The Zelensky call impeachment was a confession of failure by the anti-Trump resistance in government and Congress. Both Crossfire Hurricane and Mueller came up with nothing. When the anti-Trumpers had nothing else to go on, a “whistleblower” allegation that Trump’s statement to Zelensky was against the policy and interests of the United States was enough for the Dems to try again to topple Trump.
Remember, please, that whistleblower complaints were required to be based on direct knowledge. But before the whistleblower made the allegation against Trump, the then Intelligence Community Inspector General, Michael Atkinson, had conveniently modified the IC regulations to allow for whistleblower complaints based on hearsay. Both the Senate and House intelligence committees could have received the whistleblower’s complaint, but it went — predictably — to Schiff.

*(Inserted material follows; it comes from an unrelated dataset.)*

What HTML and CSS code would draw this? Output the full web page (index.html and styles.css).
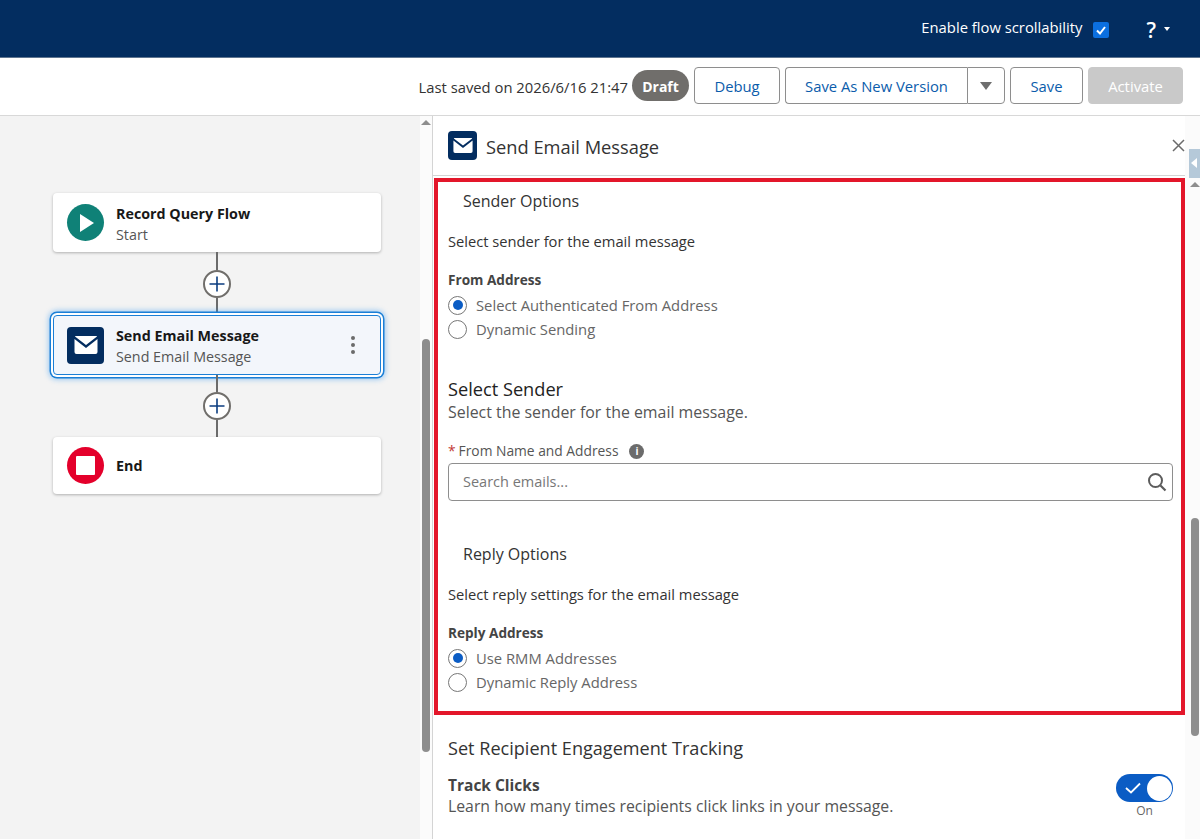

The intelligence community was still out to topple Trump and was working with it partners in Congress — Schiff and his staff — to do so. As it should have, the impeachment failed in the Senate because Trump’s statements in the Trump-Zelensky calls did not constitute impeachable conduct.
There is a lot of information that the public has a right to know and that the Justice Department, the FBI, and the CIA continue to withhold including, for example, many footnotes in the DoJ and IC inspector general reports.
The Dems — and their allies who are still in the intelligence community — are hoping that enough time will pass that the public — and the congressional Republicans — lose interest in what happened since 2016. They are still covering up many of the most important facts that we need to know about their enormous abuses of power.
U.S. Attorney John Durham, investigating the abuses of power by the CIA and FBI, won’t forget the facts. Former FBI general counsel James Baker is reportedly cooperating with Durham’s investigators. Most or all of the facts will come out if Durham indicts people such as Comey, McCabe, Brennan, and Clapper.